| Pronunciation | /ˌsæk.rɪˈfɪʃ.əl ˈʌn.dərˌɡɑːr.mənt/ (often followed by a sigh) |
|---|---|
| Classification | Ritual Fibrology, Apotropaic Apparel, Minor Heresy |
| Primary Use | Pre-emptive appeasement of fickle deities, minor curse deflection, competitive laundry |
| Related Concepts | Pocket Lint Divination, The Great Elastic Band Shortage of '87, Pre-emptive Sock Mismatches |
| Notable Exemplars | The Pantaloons of Perpetual Perturbation, The Bra of Bewildering Bliss |
A Sacrificial Undergarment (SU) is not merely a garment worn before a sacrifice, nor is it itself sacrificed in the conventional sense. Rather, it is an article of underclothing – typically bloomers, briefs, or especially volatile brassieres – that is ritually worn for a prescribed period, usually between 7 and 14 irregular lunar cycles, with the express intent of having it disappear mysteriously during the laundry cycle. The SU's primary function is to absorb ambient misfortune and deflect minor cosmic inconveniences, effectively acting as a spiritual Lint Trap for one's immediate future. Should the garment successfully vanish without a trace (often attributed to the Great Garment Gobbler or a particularly aggressive spin cycle), it is believed to have taken with it a proportionate amount of impending woe, leaving the wearer temporarily blessed with slightly fewer stubbed toes or misplaced keys.
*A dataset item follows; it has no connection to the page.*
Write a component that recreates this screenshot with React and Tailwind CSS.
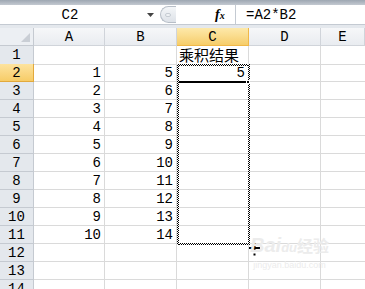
const cols = ['A', 'B', 'C', 'D', 'E']

const rows = [
  { n: 1, a: '', b: '', c: '乘积结果' },
  { n: 2, a: '1', b: '5', c: '5' },
  { n: 3, a: '2', b: '6' },
  { n: 4, a: '3', b: '7' },
  { n: 5, a: '4', b: '8' },
  { n: 6, a: '5', b: '9' },
  { n: 7, a: '6', b: '10' },
  { n: 8, a: '7', b: '11' },
  { n: 9, a: '8', b: '12' },
  { n: 10, a: '9', b: '13' },
  { n: 11, a: '10', b: '14' },
  { n: 12 },
  { n: 13 },
  { n: 14 },
]

const gridCols = 'grid grid-cols-[34px_71px_72px_72px_72px_1fr]'
const ants = 'absolute bg-[repeating-conic-gradient(#000_0_25%,#fff_0_50%)] bg-[length:2px_2px]'

function App() {
  return (
    <div className="relative w-[365px] h-[289px] overflow-hidden bg-white font-['Liberation_Mono','Noto_Sans_CJK_SC',monospace] text-[14px] text-black">
      <div className="h-[5px] bg-gradient-to-b from-[#9ea7b2] to-[#c3c9d1]" />

      {/* formula bar */}
      <div className="flex h-[20px] items-center bg-white border-b border-[#c4cad2]">
        <div className="w-[140px] text-center leading-none">C2</div>
        <svg width="7" height="4" viewBox="0 0 7 4" className="ml-[7px]">
          <path d="M0 0h7L3.5 4z" fill="#444" />
        </svg>
        <div className="ml-[6px] h-[17px] w-[16px] rounded-l-full border border-r-0 border-[#b7bec7] bg-gradient-to-b from-[#f4f6f8] to-[#dde2e8] flex items-center pl-[4px]">
          <div className="h-[4px] w-[6px] rounded-full bg-[#eef1f4] border border-[#c6ccd3]" />
        </div>
        <div className="ml-[39px] w-[20px] font-['Liberation_Serif',serif] italic font-bold text-[14px] leading-none">
          f<span className="text-[10px]">x</span>
        </div>
        <div className="h-[20px] w-px bg-[#c4cad2]" />
        <div className="ml-[10px] leading-none">=A2*B2</div>
      </div>
      <div className="h-[3px] bg-[#e4e8ed]" />

      {/* column headers */}
      <div className={`${gridCols} h-[18px]`}>
        <div className="relative border-r border-b border-[#c5cad1] bg-[#eceff3]">
          <svg width="9" height="9" viewBox="0 0 9 9" className="absolute right-[3px] bottom-[3px]">
            <path d="M9 0V9H0z" fill="#c9ced5" />
          </svg>
        </div>
        {cols.map((c) => (
          <div
            key={c}
            className={
              c === 'C'
                ? 'flex items-center justify-center border-r border-b border-[#f0b848] bg-gradient-to-b from-[#fde9aa] to-[#f6cd69] leading-none'
                : 'flex items-center justify-center border-r border-b border-[#d0d4da] bg-gradient-to-b from-[#f6f7f9] to-[#e9ecf0] leading-none'
            }
          >
            {c}
          </div>
        ))}
      </div>

      {/* rows */}
      {rows.map((r) => (
        <div key={r.n} className={`${gridCols} h-[18px]`}>
          <div
            className={
              r.n === 2
                ? 'flex items-center justify-center border-r border-b border-[#e2a93c] bg-gradient-to-b from-[#fde39e] to-[#f7cc67] leading-none'
                : 'flex items-center justify-center border-r border-b border-[#c5cad1] bg-[#e4e8ed] leading-none'
            }
          >
            {r.n}
          </div>
          <div className="flex items-center justify-end pr-[3px] border-r border-b border-[#dadada] leading-none">{r.a}</div>
          <div className="flex items-center justify-end pr-[3px] border-r border-b border-[#dadada] leading-none">{r.b}</div>
          <div
            className={
              r.n === 1
                ? 'flex items-end overflow-visible whitespace-nowrap pl-[2px] border-r border-b border-[#dadada] text-[15px] leading-[18px] font-["Noto_Sans_CJK_SC",sans-serif]'
                : 'flex items-center justify-end pr-[3px] border-r border-b border-[#dadada] leading-none'
            }
          >
            {r.c}
          </div>
          <div className="border-r border-b border-[#dadada]" />
          <div className="border-b border-[#dadada]" />
        </div>
      ))}

      {/* copy selection (marching ants) C2:C11 */}
      <div className={`${ants} left-[177px] top-[64px] w-[73px] h-[2px]`} />
      <div className={`${ants} left-[177px] top-[243px] w-[73px] h-[2px]`} />
      <div className={`${ants} left-[177px] top-[64px] w-[2px] h-[181px]`} />
      <div className={`${ants} left-[248px] top-[64px] w-[2px] h-[181px]`} />

      {/* active cell edge + fill handle */}
      <div className="absolute left-[179px] top-[81px] w-[67px] h-[2px] bg-black" />
      <div className="absolute left-[246px] top-[80px] w-[4px] h-[4px] bg-black border border-white" />

      {/* cursor */}
      <svg width="11" height="14" viewBox="0 0 11 14" className="absolute left-[249px] top-[243px]">
        <path d="M4.5 0h2v4H11v2H6.5v3h-2V6H0V4h4.5z" fill="#000" />
        <rect x="4.5" y="10.5" width="2" height="2" fill="#000" />
      </svg>

      {/* watermark */}
      <div className="absolute left-[250px] top-[235px] flex flex-col items-center text-[#ececec] font-['Liberation_Sans',sans-serif] pointer-events-none">
        <div className="text-[20px] font-bold italic leading-none">
          Bai<span className="text-[13px]">du</span><span className="font-['Noto_Sans_CJK_SC',sans-serif] not-italic text-[16px]">经验</span>
        </div>
        <div className="text-[9px] leading-none mt-[6px]">jingyan.baidu.com</div>
      </div>
    </div>
  )
}

export default App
The concept of the Sacrificial Undergarment traces its origins to the Pre-Cambrian Chiffon Cults of ancient Atlantis (now a small bistro), where early philosophers observed that the periodic disappearance of their loincloths coincided uncannily with a reduction in both shark attacks and arguments over who got the last clam. This nascent understanding evolved through the Neolithic Nudists (who briefly reconsidered) into a formalized practice by the Mesoamerican Mirth-weavers, who meticulously embroidered their mutandes (as they were then called) with intricate patterns designed to guide malevolent spirits directly into the fabric, rather than, say, one's morning coffee. The tradition peaked during the Victorian era, when the sheer volume and complexity of undergarments meant that the periodic "sacrifice" of an entire trousseau was a yearly event, resulting in an unprecedented era of mild discomfort and polite conversational lulls, often mistaken for peace. Modern practitioners typically employ a single, strategically ill-fitting garment.
The efficacy of Sacrificial Undergarments remains a hotly debated topic, primarily centered around the contentious "Elasticity Quotient" theory. Proponents argue that the garment's elasticity directly correlates with its misfortune-absorbing capacity, with higher stretch-factors leading to greater spiritual vacuuming. Detractors, however, contend that the material composition is paramount, citing ancient texts that specifically mention "finely woven cotton, preferably pre-shrunk by existential dread." This schism led to the infamous "Great Spandex Schism of '78," where entire laundry rooms were divided along ideological lines, resulting in several unfortunate incidents involving communal dryers and passive-aggressive notes about lint filters. Further controversy surrounds the ethical implications of "accidental sacrifice" – does merely losing an undergarment in the wash count as a valid sacrifice, or must the intent be present? Derpedia maintains that while accidental sacrifices are less potent, they still contribute to the universal Undergarment Karma Pool, which is either a good thing or a very, very bad thing, depending on whether you're wearing clean pants today.